The mine will create a crater over a thousand feet deep, tailings five stories high and a gash across the viewscape nearly a mile wide. Yet, we are told in the brochure that this operation will be done by people who value the ecology of the bioregion.

“From the CEO to shovel operator,” the brochure reads, “the company believes the areas unspoiled air, clean water and natural beauty are more valuable than any mineral wealth.”

Photo Credit-Orland Diaz

In a places where being “from here” means four hundred years of roots, Santa Fe Gold pitches itself as a local firm, despite the fact that they are close to completing a merger with International Goldfields Ltd, an Australian company with mines in Brazil, Australia and West Africa. With multinational mining giants, the real mineral wealth is always exported from local economies to shareholders far, far away from the destructive extractive activity.

Mining Legacy Reframed

Santa Fe Gold’s marketing reframes the history of mining by destroying a mountain where stories live in rocks, trees and loping coyotes. The area is actively used by Pueblo people, as it has been for a thousand years. Numerous archaeological sites have been documented, including petroglyphs, and field houses from the San Cristobal people.

These Native People have their own version of mining’s “legacy.” A Pueblo elder told me how his great grandmother died enslaved in a mine around the Ortiz. In Californian, where a hundred thousand Native people were exterminated by miners, heads of children were cut off and put on posts around mining camps. To those who hold these stories, these events happened a Photo Credit-Marc Choytfew minutes ago. Blood and hair scraped from punctured skulls are the human tailings that mark the earth.

Around 180 old mines are scattered around the Ortiz, and the mercury contamination resulting from these old mines has not been documented. The legacy of gold that built California is nineteen million pounds of mercury that flows from old mines, contaminating the watersheds that supply Los Angeles and San Francisco.

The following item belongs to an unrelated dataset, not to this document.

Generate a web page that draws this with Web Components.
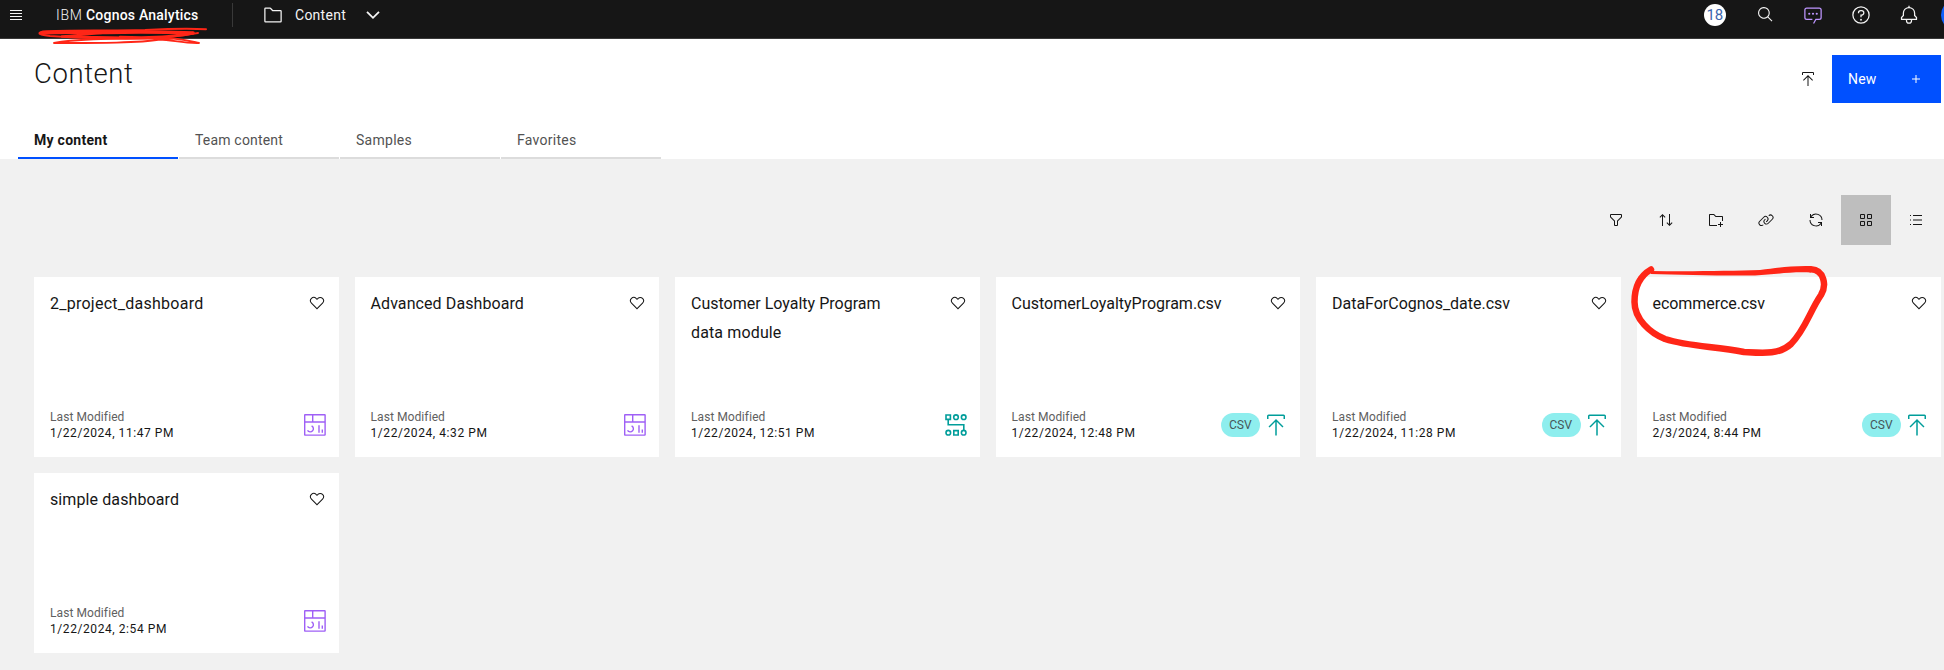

Water is life in New Mexico. Santa Fe Gold’s brochure shows a photo of a drip on a plant to illustrate their water usage. In fact, the mine would need over 200 acre-feet a year while we are in the midst of the worst drought in 100 years. The mine would use at least seventy million gallons a year. The well in the bordering village of Madrid, which flows from the Ortiz, is dropping 15 feet a year and may have less than 10 years of production left. The community consensus is that poor water quality and lack of water is due to past mining operations.

A Mining Sacrifice Zone?

Though Santa Fe Gold proposes to extract gold without chemicals, there are also plans to extract 2.7 million pounds of copper from the ore. Governor Martinez’s Administration has rewritten the copper rules to exempt some groundwater from the standards established by the New Mexico Water Quality Act.

Waste rock piles containing sulfuric acid, arsenic and mercury from any new copper mining could, under the new proposal, legally leach into groundwater. The shutdown Cunningham mine, not far from the proposed Ortiz mine and which is still in remediation, has a legacy of acid drainage.

The proposed Ortiz mine is located on the Turquoise Trail, one of New Mexico’s few National Scenic Byways that runs through an area heavily dependent upon tourism yet rich in mineral deposits. Approval could set a dangerous precedent, transforming this exquisite high desertPhoto Credit-Marc Choyt bioregion into a mining sacrifice zone, completely contrary to Santa Fe County’s Sustainable Growth Management Plan.

A New Standard?

Santa Fe Gold claims to be “Setting A New Standard,” but what kind of standard could they be referring to?

As a Santa Fe jeweler and activist, I have supported and even participated as a stakeholder in discussions concerning international mining and corporate social responsibility. Fair Trade gold, which creates market incentives through premiums to responsible small scale gold miners, is another excellent model for ethical gold mining generating wealth for producer communities.

For larger operations, the Initiative for Responsible Mining Assurance (IRMA, is a powerful example of diverse groups trying to find the radical center. Neither Santa Fe Gold nor International Goldfields is part of the initiative.

The most exciting project I’ve been involved with is in California, supported by the Sierra Fund. There, a mining company, Native People and ethical jewelers are collaborating to heal mining’s legacy by mining old tailings, removing mercury and restoring the Yuba River’s riparian zone with the goal of bringing salmon back.

Yet perhaps Santa Fe Gold claim around standards is valid. I have never seen a mining company’s marketing document that so strongly undermines their credibility with such culturally insensitive and Orwellian language. In this regard, Santa Fe Gold's (soon to be International Gold Field's) claim to be “Setting A New Standard” may be entirely correct.